▶ **DIRECTIVE**
Which lines in the material below contain the word "index"? Copy each of them.

▶ **DATA PROVIDED**
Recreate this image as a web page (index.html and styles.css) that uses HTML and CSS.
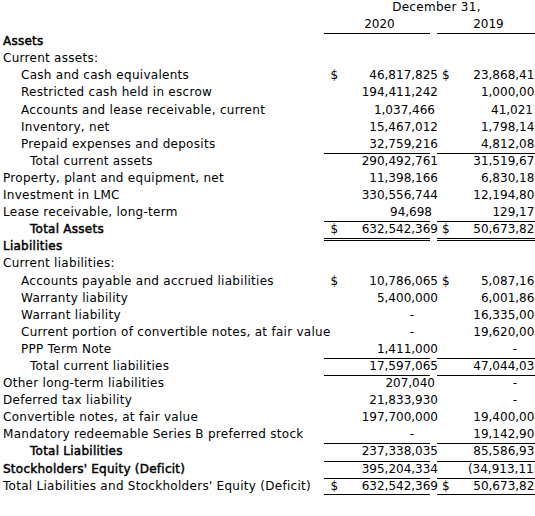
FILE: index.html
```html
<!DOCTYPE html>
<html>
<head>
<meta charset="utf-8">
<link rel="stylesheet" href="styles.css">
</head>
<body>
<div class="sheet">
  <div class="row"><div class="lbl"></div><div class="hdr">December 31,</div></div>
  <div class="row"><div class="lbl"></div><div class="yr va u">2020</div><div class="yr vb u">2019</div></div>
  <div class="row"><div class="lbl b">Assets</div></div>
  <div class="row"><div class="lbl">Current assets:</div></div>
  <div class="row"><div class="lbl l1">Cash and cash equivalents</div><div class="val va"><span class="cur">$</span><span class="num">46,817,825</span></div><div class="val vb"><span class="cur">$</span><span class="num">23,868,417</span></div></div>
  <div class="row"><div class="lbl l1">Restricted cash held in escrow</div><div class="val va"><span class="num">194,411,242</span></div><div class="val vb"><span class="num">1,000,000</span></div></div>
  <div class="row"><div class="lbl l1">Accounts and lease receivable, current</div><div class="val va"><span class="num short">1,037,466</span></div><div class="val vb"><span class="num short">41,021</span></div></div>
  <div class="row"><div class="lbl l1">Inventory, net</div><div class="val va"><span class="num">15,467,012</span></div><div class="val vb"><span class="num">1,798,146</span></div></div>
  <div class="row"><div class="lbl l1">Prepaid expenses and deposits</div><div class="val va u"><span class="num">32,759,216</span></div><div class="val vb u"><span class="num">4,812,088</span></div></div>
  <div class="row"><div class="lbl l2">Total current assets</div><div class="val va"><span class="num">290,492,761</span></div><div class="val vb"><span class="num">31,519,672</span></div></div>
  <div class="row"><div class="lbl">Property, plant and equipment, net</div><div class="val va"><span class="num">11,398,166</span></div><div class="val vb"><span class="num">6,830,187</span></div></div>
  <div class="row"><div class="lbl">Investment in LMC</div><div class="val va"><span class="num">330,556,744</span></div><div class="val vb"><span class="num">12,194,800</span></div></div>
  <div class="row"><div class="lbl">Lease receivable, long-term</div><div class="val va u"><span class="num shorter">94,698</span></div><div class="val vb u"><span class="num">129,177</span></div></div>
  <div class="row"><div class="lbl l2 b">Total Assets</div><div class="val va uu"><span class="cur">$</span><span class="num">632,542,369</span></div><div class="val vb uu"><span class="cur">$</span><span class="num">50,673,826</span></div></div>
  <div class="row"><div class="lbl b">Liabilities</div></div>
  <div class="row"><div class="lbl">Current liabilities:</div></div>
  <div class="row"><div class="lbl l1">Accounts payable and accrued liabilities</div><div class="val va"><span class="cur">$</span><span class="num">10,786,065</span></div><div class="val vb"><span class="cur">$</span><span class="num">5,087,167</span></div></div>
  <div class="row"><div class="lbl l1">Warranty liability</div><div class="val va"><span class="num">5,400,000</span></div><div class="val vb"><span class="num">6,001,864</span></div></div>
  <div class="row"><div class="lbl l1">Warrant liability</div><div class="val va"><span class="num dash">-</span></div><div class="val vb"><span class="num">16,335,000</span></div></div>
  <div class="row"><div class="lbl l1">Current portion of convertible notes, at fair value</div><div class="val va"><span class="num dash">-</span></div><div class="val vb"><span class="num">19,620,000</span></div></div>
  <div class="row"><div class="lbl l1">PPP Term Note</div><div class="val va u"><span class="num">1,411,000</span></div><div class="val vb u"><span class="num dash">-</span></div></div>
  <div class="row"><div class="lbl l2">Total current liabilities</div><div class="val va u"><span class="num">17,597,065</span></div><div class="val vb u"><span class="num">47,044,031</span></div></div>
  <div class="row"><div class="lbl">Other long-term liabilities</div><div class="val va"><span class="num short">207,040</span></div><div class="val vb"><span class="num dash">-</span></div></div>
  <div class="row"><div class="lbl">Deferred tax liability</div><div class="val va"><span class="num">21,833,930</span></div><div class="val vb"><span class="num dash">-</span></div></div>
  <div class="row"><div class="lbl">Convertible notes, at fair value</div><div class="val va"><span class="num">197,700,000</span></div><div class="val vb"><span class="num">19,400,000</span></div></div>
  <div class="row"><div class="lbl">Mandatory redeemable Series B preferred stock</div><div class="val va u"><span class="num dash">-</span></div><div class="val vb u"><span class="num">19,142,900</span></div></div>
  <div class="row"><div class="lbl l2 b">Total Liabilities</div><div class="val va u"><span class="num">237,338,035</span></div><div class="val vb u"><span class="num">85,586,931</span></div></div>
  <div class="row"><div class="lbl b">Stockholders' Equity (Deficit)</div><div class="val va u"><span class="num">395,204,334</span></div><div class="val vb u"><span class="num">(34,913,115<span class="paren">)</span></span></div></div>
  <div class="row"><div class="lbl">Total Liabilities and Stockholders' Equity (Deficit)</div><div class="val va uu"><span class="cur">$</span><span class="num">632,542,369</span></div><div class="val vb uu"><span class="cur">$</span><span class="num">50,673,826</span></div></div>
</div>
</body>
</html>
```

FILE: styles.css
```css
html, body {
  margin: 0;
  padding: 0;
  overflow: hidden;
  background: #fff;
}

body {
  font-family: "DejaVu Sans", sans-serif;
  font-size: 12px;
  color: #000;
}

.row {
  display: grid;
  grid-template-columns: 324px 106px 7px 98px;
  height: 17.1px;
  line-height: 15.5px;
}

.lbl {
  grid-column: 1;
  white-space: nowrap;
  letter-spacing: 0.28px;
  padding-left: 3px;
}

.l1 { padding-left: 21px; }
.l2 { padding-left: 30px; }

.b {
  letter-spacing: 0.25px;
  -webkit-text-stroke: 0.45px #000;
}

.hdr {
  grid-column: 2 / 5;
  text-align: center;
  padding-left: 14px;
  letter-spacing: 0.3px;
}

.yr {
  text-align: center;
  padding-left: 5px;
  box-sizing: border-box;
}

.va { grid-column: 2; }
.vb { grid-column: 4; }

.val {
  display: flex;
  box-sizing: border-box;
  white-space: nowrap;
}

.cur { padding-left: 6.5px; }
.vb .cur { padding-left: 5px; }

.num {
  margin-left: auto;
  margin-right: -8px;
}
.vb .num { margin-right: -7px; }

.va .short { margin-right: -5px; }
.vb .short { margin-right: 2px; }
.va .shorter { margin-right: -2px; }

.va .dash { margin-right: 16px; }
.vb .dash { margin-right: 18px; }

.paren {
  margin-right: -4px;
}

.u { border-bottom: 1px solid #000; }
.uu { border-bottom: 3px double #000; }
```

▶ **SOLUTION FOR THIS TASK**
Recreate this image as a web page (index.html and styles.css) that uses HTML and CSS.
FILE: index.html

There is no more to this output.